Priscilla had cause to be concerned, for Anita was no passing fancy. Elvis was charmed by her petite beauty and had affectionately nicknamed her “Little” for her size-four-and-a-half feet. Feet, which he and his mother called sooties, were one of Elvis’s fetishes. Willie Jane Nichols, Gladys Presley’s bosom friend, remembered how, on the day his mama was buried, Elvis had thrown himself on her casket, “wild to see her feet” one last time. There was nothing perverse about this, according to Willie; Elvis was simply “staggered” by grief. “Steady-talking all the time. It was breaking your heart. He’d just sit on the doorstep and cry.” Anita was with Elvis the day of his mother’s funeral, and as a southern girl, she understood their intimate connection, the deep ties of family. “He was just a real sweet, baby-talking guy,” was how she remembered him.

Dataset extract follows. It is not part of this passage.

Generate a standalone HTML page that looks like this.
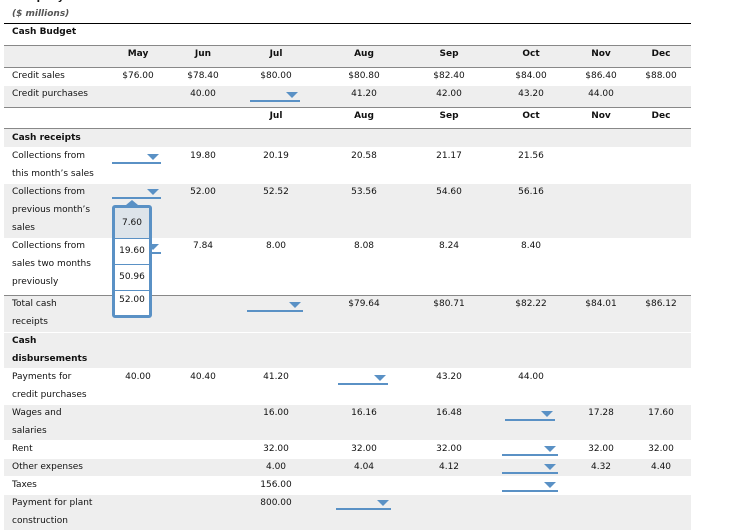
<!DOCTYPE html>
<html><head><meta charset="utf-8"><style>
*{margin:0;padding:0;box-sizing:border-box}
body{width:750px;height:524px;overflow:hidden;background:#fff;font-family:"DejaVu Sans","Liberation Sans",sans-serif;font-size:9px;color:#111;position:relative}
.a{position:absolute;white-space:nowrap}
.bg{position:absolute;left:4px;width:687px;background:#eeeeee}
.ln{position:absolute;left:4px;width:687px;height:1px;background:#888}
.t{position:absolute;line-height:18px;white-space:nowrap}
.l{left:12px}
.c{transform:translateX(-50%)}
.b{font-weight:bold}
.dd{position:absolute;height:2px;background:#5a91c5}
.dd:after{content:"";position:absolute;right:2px;top:-8px;border-left:6px solid transparent;border-right:6px solid transparent;border-top:6px solid #5a91c5}
</style></head><body>
<div class="a b" style="left:12px;top:-8px;font-size:10px">Company</div>
<div class="a b" style="left:12px;top:9px;font-size:9px;font-style:italic;color:#555">($ millions)</div>
<div style="position:absolute;left:4px;top:23px;width:687px;height:1px;background:#000"></div>
<div class="t b l" style="top:23px">Cash Budget</div>
<div class="ln" style="top:45px"></div>
<div class="bg" style="top:46px;height:21px"></div>
<div class="ln" style="top:67px"></div>
<div class="bg" style="top:86px;height:21px"></div>
<div class="ln" style="top:107px"></div>
<div class="ln" style="top:128px"></div>
<div class="bg" style="top:129px;height:18px"></div>
<div class="bg" style="top:184px;height:54px"></div>
<div class="ln" style="top:295px"></div>
<div class="bg" style="top:296px;height:36px"></div>
<div class="bg" style="top:333px;height:35px"></div>
<div class="bg" style="top:405px;height:35px"></div>
<div class="bg" style="top:459px;height:17px"></div>
<div class="bg" style="top:495px;height:35px"></div>

<div class="t b c" style="top:45px;left:138px">May</div>
<div class="t b c" style="top:45px;left:203px">Jun</div>
<div class="t b c" style="top:45px;left:276px">Jul</div>
<div class="t b c" style="top:45px;left:364px">Aug</div>
<div class="t b c" style="top:45px;left:449px">Sep</div>
<div class="t b c" style="top:45px;left:531px">Oct</div>
<div class="t b c" style="top:45px;left:601px">Nov</div>
<div class="t b c" style="top:45px;left:661px">Dec</div>

<div class="t l" style="top:67px">Credit sales</div>
<div class="t c" style="top:67px;left:138px">$76.00</div>
<div class="t c" style="top:67px;left:203px">$78.40</div>
<div class="t c" style="top:67px;left:276px">$80.00</div>
<div class="t c" style="top:67px;left:364px">$80.80</div>
<div class="t c" style="top:67px;left:449px">$82.40</div>
<div class="t c" style="top:67px;left:531px">$84.00</div>
<div class="t c" style="top:67px;left:601px">$86.40</div>
<div class="t c" style="top:67px;left:661px">$88.00</div>

<div class="t l" style="top:85px">Credit purchases</div>
<div class="t c" style="top:85px;left:203px">40.00</div>
<div class="dd" style="left:250px;top:100px;width:50px"></div>
<div class="t c" style="top:85px;left:364px">41.20</div>
<div class="t c" style="top:85px;left:449px">42.00</div>
<div class="t c" style="top:85px;left:531px">43.20</div>
<div class="t c" style="top:85px;left:601px">44.00</div>

<div class="t b c" style="top:107px;left:276px">Jul</div>
<div class="t b c" style="top:107px;left:364px">Aug</div>
<div class="t b c" style="top:107px;left:449px">Sep</div>
<div class="t b c" style="top:107px;left:531px">Oct</div>
<div class="t b c" style="top:107px;left:601px">Nov</div>
<div class="t b c" style="top:107px;left:661px">Dec</div>

<div class="t b l" style="top:129px">Cash receipts</div>
<div class="t l" style="top:147px">Collections from<br>this month’s sales</div>
<div class="dd" style="left:112px;top:162px;width:49px"></div>
<div class="t c" style="top:147px;left:203px">19.80</div>
<div class="t c" style="top:147px;left:276px">20.19</div>
<div class="t c" style="top:147px;left:364px">20.58</div>
<div class="t c" style="top:147px;left:449px">21.17</div>
<div class="t c" style="top:147px;left:531px">21.56</div>

<div class="t l" style="top:183px">Collections from<br>previous month’s<br>sales</div>
<div class="dd" style="left:112px;top:197px;width:49px"></div>
<div class="t c" style="top:183px;left:203px">52.00</div>
<div class="t c" style="top:183px;left:276px">52.52</div>
<div class="t c" style="top:183px;left:364px">53.56</div>
<div class="t c" style="top:183px;left:449px">54.60</div>
<div class="t c" style="top:183px;left:531px">56.16</div>

<div class="t l" style="top:237px">Collections from<br>sales two months<br>previously</div>
<div class="dd" style="left:112px;top:252px;width:49px"></div>
<div class="t c" style="top:237px;left:203px">7.84</div>
<div class="t c" style="top:237px;left:276px">8.00</div>
<div class="t c" style="top:237px;left:364px">8.08</div>
<div class="t c" style="top:237px;left:449px">8.24</div>
<div class="t c" style="top:237px;left:531px">8.40</div>

<div class="t l" style="top:295px">Total cash<br>receipts</div>
<div class="dd" style="left:247px;top:310px;width:56px"></div>
<div class="t c" style="top:295px;left:364px">$79.64</div>
<div class="t c" style="top:295px;left:449px">$80.71</div>
<div class="t c" style="top:295px;left:531px">$82.22</div>
<div class="t c" style="top:295px;left:601px">$84.01</div>
<div class="t c" style="top:295px;left:661px">$86.12</div>

<div class="t b l" style="top:332px">Cash<br>disbursements</div>
<div class="t l" style="top:368px">Payments for<br>credit purchases</div>
<div class="t c" style="top:368px;left:138px">40.00</div>
<div class="t c" style="top:368px;left:203px">40.40</div>
<div class="t c" style="top:368px;left:276px">41.20</div>
<div class="dd" style="left:338px;top:383px;width:50px"></div>
<div class="t c" style="top:368px;left:449px">43.20</div>
<div class="t c" style="top:368px;left:531px">44.00</div>

<div class="t l" style="top:404px">Wages and<br>salaries</div>
<div class="t c" style="top:404px;left:276px">16.00</div>
<div class="t c" style="top:404px;left:364px">16.16</div>
<div class="t c" style="top:404px;left:449px">16.48</div>
<div class="dd" style="left:505px;top:419px;width:50px"></div>
<div class="t c" style="top:404px;left:601px">17.28</div>
<div class="t c" style="top:404px;left:661px">17.60</div>

<div class="t l" style="top:440px">Rent</div>
<div class="t c" style="top:440px;left:276px">32.00</div>
<div class="t c" style="top:440px;left:364px">32.00</div>
<div class="t c" style="top:440px;left:449px">32.00</div>
<div class="dd" style="left:502px;top:454px;width:56px"></div>
<div class="t c" style="top:440px;left:601px">32.00</div>
<div class="t c" style="top:440px;left:661px">32.00</div>

<div class="t l" style="top:458px">Other expenses</div>
<div class="t c" style="top:458px;left:276px">4.00</div>
<div class="t c" style="top:458px;left:364px">4.04</div>
<div class="t c" style="top:458px;left:449px">4.12</div>
<div class="dd" style="left:502px;top:472px;width:56px"></div>
<div class="t c" style="top:458px;left:601px">4.32</div>
<div class="t c" style="top:458px;left:661px">4.40</div>

<div class="t l" style="top:476px">Taxes</div>
<div class="t c" style="top:476px;left:276px">156.00</div>
<div class="dd" style="left:502px;top:490px;width:56px"></div>

<div class="t l" style="top:494px">Payment for plant<br>construction</div>
<div class="t c" style="top:494px;left:276px">800.00</div>
<div class="dd" style="left:336px;top:508px;width:55px"></div>

<div style="position:absolute;left:126px;top:200px;border-left:6px solid transparent;border-right:6px solid transparent;border-bottom:5px solid #5a91c5"></div>
<div style="position:absolute;left:112px;top:205px;width:40px;height:113px;border:3px solid #5a91c5;border-radius:3px;background:#fff;overflow:hidden">
 <div style="height:31px;background:#dde4ea;border-bottom:1px solid #5a91c5;text-align:center;line-height:30px">7.60</div>
 <div style="height:26px;border-bottom:1px solid #5a91c5;text-align:center;line-height:25px">19.60</div>
 <div style="height:26px;border-bottom:1px solid #5a91c5;text-align:center;line-height:25px">50.96</div>
 <div style="height:24px;text-align:center;line-height:18px">52.00</div>
</div>
</body></html>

She and Elvis, Anita declared, had talked marriage before he was drafted, but publicly downplayed their romance under the strict direction of Elvis’s manager, Colonel Tom Parker. “I was supposed to go to Germany to visit him,” Anita said. “I’d already
had my shots, packed, and everything, but the Colonel put a stop to that. He’s the reason I didn’t get to go.”

Ninth-grader Priscilla Beaulieu, stealing glances at Anita’s love letters to Elvis while waiting to go to his bed, was sick to her stomach with jealousy. “I just remember thinking, Okay, I will cherish the time that I am with him, as long as I’m with him. And I can’t control what happens after he leaves.”

Anita, in the interim, had heard of Elvis’s teenage playmate through the Presley grapevine, “and he assured me all the time he was over there—he was such a good persuader—that this poor girl … He just had a way of assuring me that this was nothing other than a friend, another army man’s daughter. They were just friends. She was so young. There was nothing to it.” Elvis wrote a few letters to Anita from Germany—a rarity for him. Anita recalled that “in one of the letters, he said when he got married, it would be to me.”